「「足らぬ足らぬ足らぬは工夫が足らぬ」と言うけれど」アイドルマスター シャイニーカラーズ 第3章 KSDさんの映画レビュー(感想・評価)
「足らぬ足らぬ足らぬは工夫が足らぬ」と言うけれど
日常シーンでは、ロングショット・ミディアムショットが必要なカットでいちいちキャラのバストアップになるような不自然なカット割りや、尺稼ぎのようなカットが入るのは相変わらず……。
ライブシーンに関しては3Dでないととても動かせないデザインの衣装のキャラたちが元気に動いていて良かったです。劇場チューンのうるさめの音響もライブに関しては良い感じに聞こえました。
お話の着地点としては、1話の冒頭の問いの答えにはなってはいる……のかな?
さて全話通して観た感想としては、やはり画作りのためのリソースが圧倒的に足りてない。できる範囲でなんとかやりきったという感じです。
仄聞したところでは、制作にあたりゲーム版のシナリオやキャラをきちんと分析しているそうですが、モデリングの都合?で登場人物たちの家族も友達も出せず、回想シーンもできないとなると、シナリオ段階からNGにせざるを得ないシーンも数多くあったのではないかと想像できます。(その分各ユニットの描写で尺稼ぎ)
それでいて事務所内のキャラどうしの対立もない(ゲーム制作側からのオーダー?)となると、ドラマの作りようがなかったのかなと。いろんな問題をキャラクターの個性のぶつかりあいで解決する過程こそがストーリーの面白さとするなら、それが描けない以上起伏のない物語にならざるを得ません。

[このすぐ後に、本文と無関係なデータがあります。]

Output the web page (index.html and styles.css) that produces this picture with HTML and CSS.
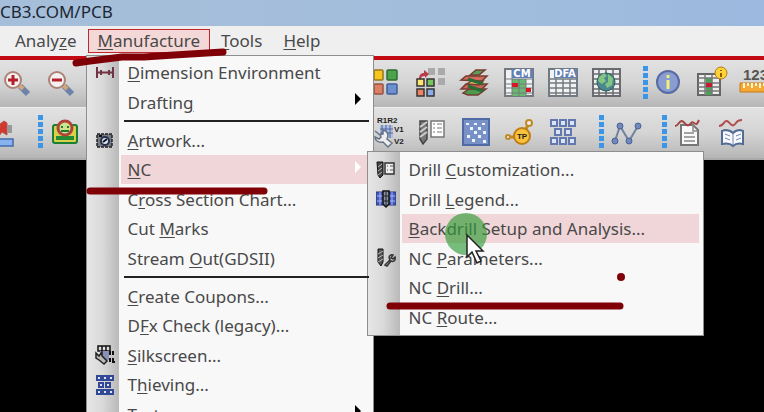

総じて「リソース不足なのにシナリオ上の要求事項があるフルCGアニメを作るとこうなる」の悪い例になってしまった感があります。
(先行して公開されたミリオンライブのアニメと比較すると画の情報量やキャラ描写の差が……)
ファンとしては悔しい限りで、ゲームのリリースに合わせず、さらにゲームの売上も好調な未来でアニメ化してたら全然違ってたのかも……と妄想してしまいます。(現状厳しそうですが)
プロの仕事の評価としては「ごまかしきれなかった」になるのでしょうが、他の方の感想でスタッフが叩かれてるのを読んだりすると同情の念が。
(「1st再現」とか「実在性」などのワードは心意気なのかリソース不足の言い訳なのかは私には判別できず)
劇伴の方向性についてだけはどうにも擁護できないですが……。